My initial interest in curve fitting came a while ago when programming tanks for Robocode, but realizing the complexity given my limited knowledge of calculus, my plans came to a screeching halt. However, I recently got into the concept of hacking, and subsequently found HackThisSite, which poses training puzzles to the hackers of the future. One, required the player to reverse engineer an encryption algorithm (an extremely simple one at that) but the puzzle made me realize that I could probably use what I was learning in my math classes to automate the process and tackle any simple encryption algorithms. And then I realized that actually, this is how targeting algorithms are built.

Linear algebra is cool because it let’s us compose functions that take map an arbitrary number of arguments to a real. This is useful in a lot of cases. For one, I could map angular velocity, angular acceleration, and distance of a target to firing angles. Alternatively, I could map the value of a pot, the number of opponents, and my current winnings to an amount to bet.

Let’s start simple. Let’s say we wanted to fit a curve of power 2 through the points (1,2), (3,4), and (5,6). To do this, we want to find the general solution to y=ax^2+bx+c where a, b, c are unknown. So let’s write our matrices out.

a*(1)+b*(1)+c*1=(2)

a*(9)+b*(3)+c*1=(4)

a*(25)+b*(5)+c*1=(6)

Using linear algebra, we can turn all of this into three matrices of the form Ax=b. In this case, A=((1,1,1), (9,3,1), (25,5,1)), x=((a), (b), (c)) and b = ((2), (4), (6)). In this form, this solution unfolds itself very clearly: x=A^-1*b. The solution is a=0, b=1, c=1.

Now let’s get a little more complex. The next question is what if we have more rows than columns? In this case, A has no inverse. The solution: we turn to projection. For those who are unfamiliar, the details are messy, but basically, we come up with (A^t)Ax=(A^t)b. Since (A^t)A is square, we can invert it, and therefore we get x=((A^t)(A))^(-1)(A^t)b. It’s a bit messy, so I won’t present an example, but it works.

What that equation basically gives us is actually the least squares approximation. So basically, if we were to take A as a column vector of the x’s, and b a column vector of the y’s, and if A had a bunch of rows with some noise in the data, we would end up with a line that goes through them all pretty nicely.

The next question is, how we do fit a plane through a set of data points- and subsequently, how do we fit an n-dimensional object through a set of data points?

The solution is surprisingly simple.
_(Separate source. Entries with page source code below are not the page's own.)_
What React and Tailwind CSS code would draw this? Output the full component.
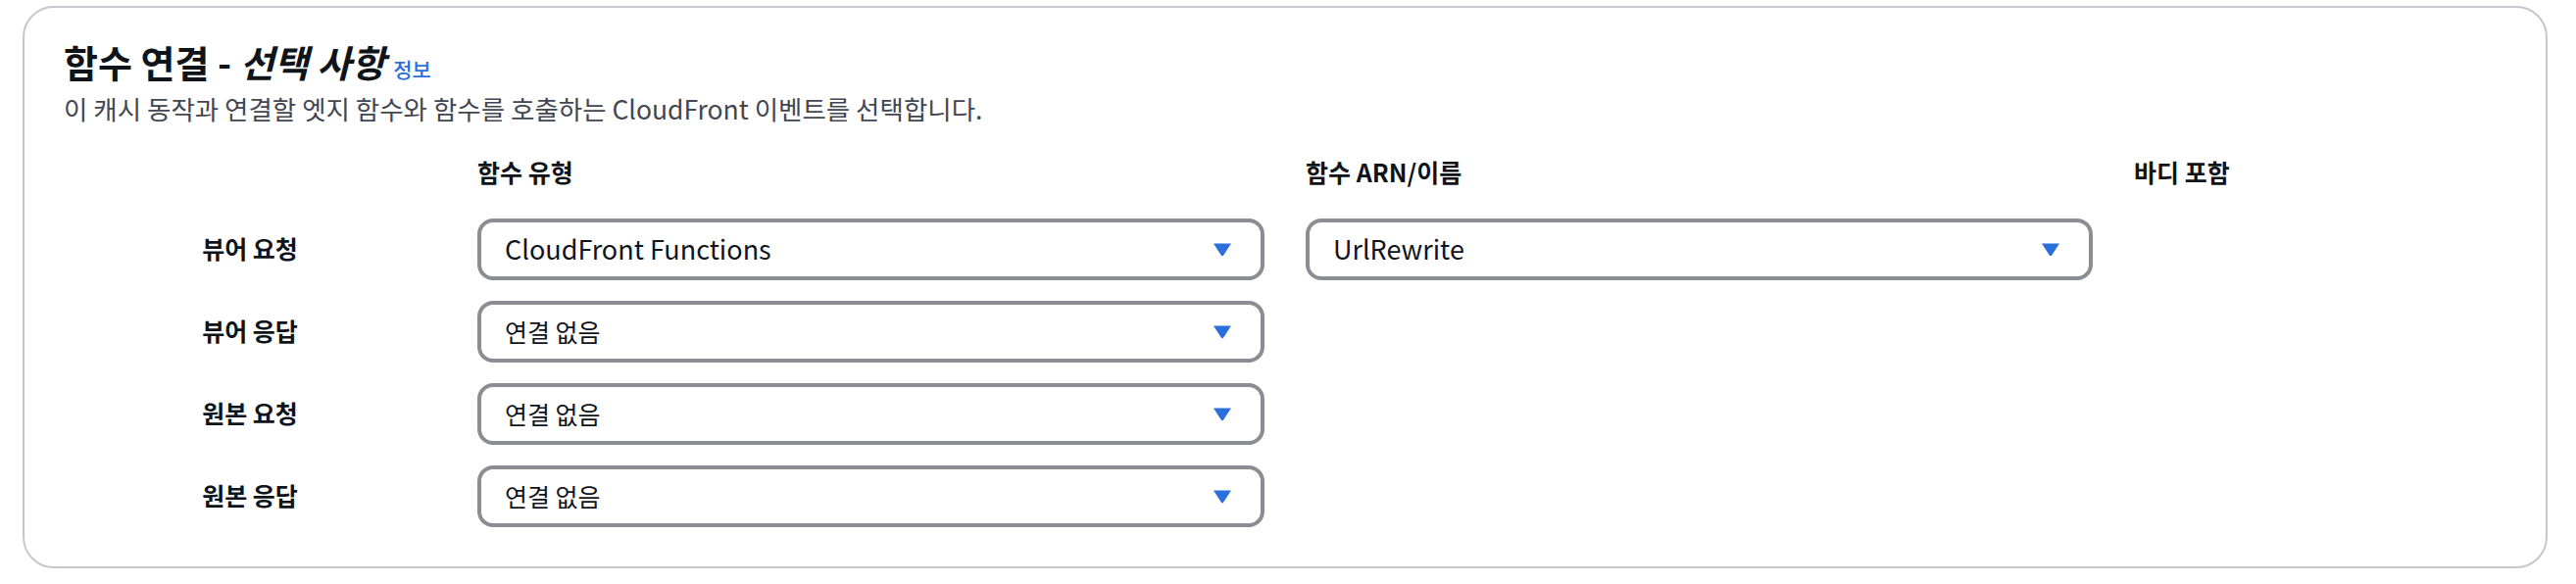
const FONT = { fontFamily: '"Noto Sans CJK KR", "Noto Sans", sans-serif' };

const rows = [
  { label: "뷰어 요청", type: "CloudFront Functions", arn: "UrlRewrite" },
  { label: "뷰어 응답", type: "연결 없음" },
  { label: "원본 요청", type: "연결 없음" },
  { label: "원본 응답", type: "연결 없음" },
];

const Caret = () => (
  <svg width="20" height="15" viewBox="0 0 20 15" className="shrink-0">
    <path d="M1 1.5 L19 1.5 L11.2 13.6 Q10 15 8.8 13.6 Z" fill="#2a6fdb" />
  </svg>
);

// latin values render a bit larger in the reference than hangul ones
const Select = ({ value, latin }) => (
  <div className="h-[63px] flex items-center justify-between border-4 border-[#8c8c94] rounded-[16px] pl-[24px] pr-[29px] bg-white">
    <span className={`${latin ? "text-[27px]" : "text-[25px]"} leading-[36px] text-[#0f141a]`}>{value}</span>
    <Caret />
  </div>
);

export default function App() {
  return (
    <div className="bg-white w-[2628px] h-[596px] pt-[6px] pl-[23px]" style={FONT}>
      <div className="w-[2576px] border-2 border-[#c6c6cd] rounded-[32px] px-[40px] pt-[32px] pb-[40px]">
        {/* Header */}
        <div className="flex items-baseline">
          <h2 className="text-[38px] leading-[46px] font-bold text-[#0f141a]">
            함수 연결 - <span className="italic">선택 사항</span>
          </h2>
          <a className="ml-[8px] text-[21px] font-medium text-[#2a6fdb]">정보</a>
        </div>
        <p className="mt-[6px] text-[26.5px] leading-[36px] text-[#424650]">
          이 캐시 동작과 연결할 엣지 함수와 함수를 호출하는 CloudFront 이벤트를 선택합니다.
        </p>

        {/* Column headers */}
        <div className="mt-[28px] grid grid-cols-[380px_803px_803px_1fr] gap-x-[42px] text-[25px] leading-[36px] font-bold text-[#0f141a]">
          <div></div>
          <div>함수 유형</div>
          <div>함수 ARN/이름</div>
          <div>바디 포함</div>
        </div>

        {/* Rows */}
        <div className="mt-[30px] grid grid-cols-[380px_803px_803px_1fr] gap-x-[42px] gap-y-[21px]">
          {rows.map((row) => (
            <div key={row.label} className="contents">
              <div className="flex items-center justify-center text-[25px] font-bold text-[#0f141a]">
                {row.label}
              </div>
              <Select value={row.type} latin={!!row.arn} />
              {row.arn ? <Select value={row.arn} latin /> : <div></div>}
              <div></div>
            </div>
          ))}
        </div>
      </div>
    </div>
  );
}
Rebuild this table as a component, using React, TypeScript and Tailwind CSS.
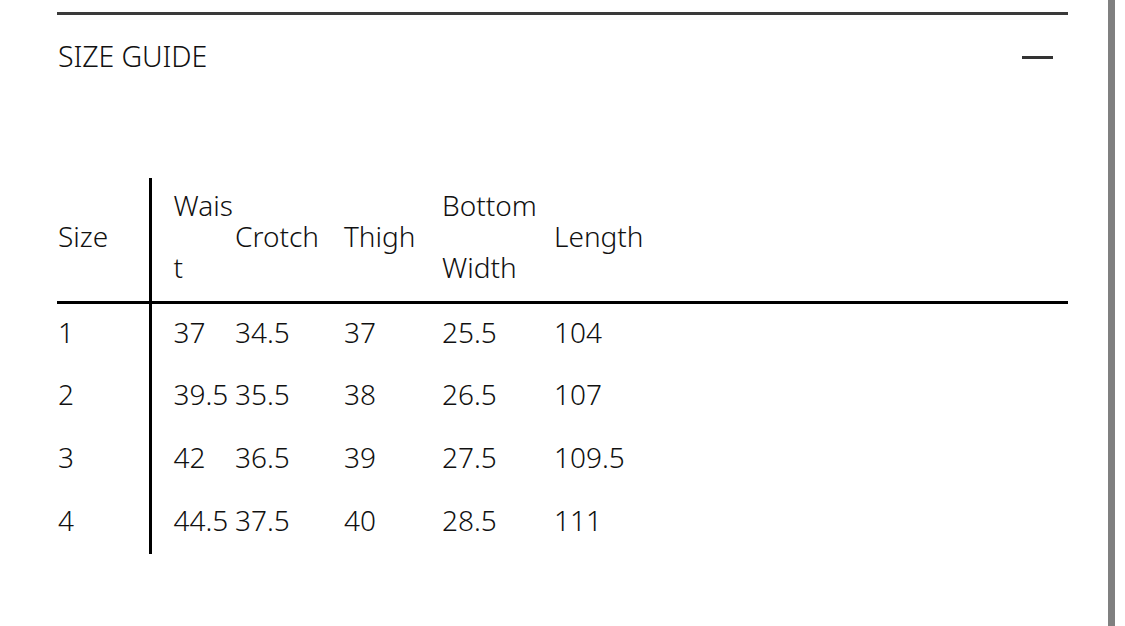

Just add a column for the new input! So let’s say we wanted to fit a straight plane through some data points- Well, the equation for a plane is ax+by+cz=d. Or more relevantly, ax+by+d =z (the negative signs don’t really matter since a, b, and d will take care of that). Now it looks like something we can handle. Simply write out each row in A to be (x, y, 1), x to be a column vector of (a, b, d) and b to be the corresponding z’s. Use the equation presented above, and you’ve got your solution!

This is awesome, because now we can add as many variables as we want, and add dependencies as well. Say the enemy tanks are factoring in some amount of distance*velocity into their equations in order to trip us up a little- we simply add in a distance*velocity vector into A, another variable in x, and now we’ve got it covered.

The only problem as I see it is the enormous scale we are looking at here. Basically, if we look to include all dependencies, the width of our matrix A is equal to n^v, where n is the degree of the polynomial that we’re trying to fit through the data, and v is the number of variables we have. Not the worst, especially considering we generally want small polynomials (since large polynomials tend to behave oddly) but with a bunch of variables, even inititally small amounts of computation could become costly.

Next objective: Build a program that updates a curve with new data without recalculating the whole thing.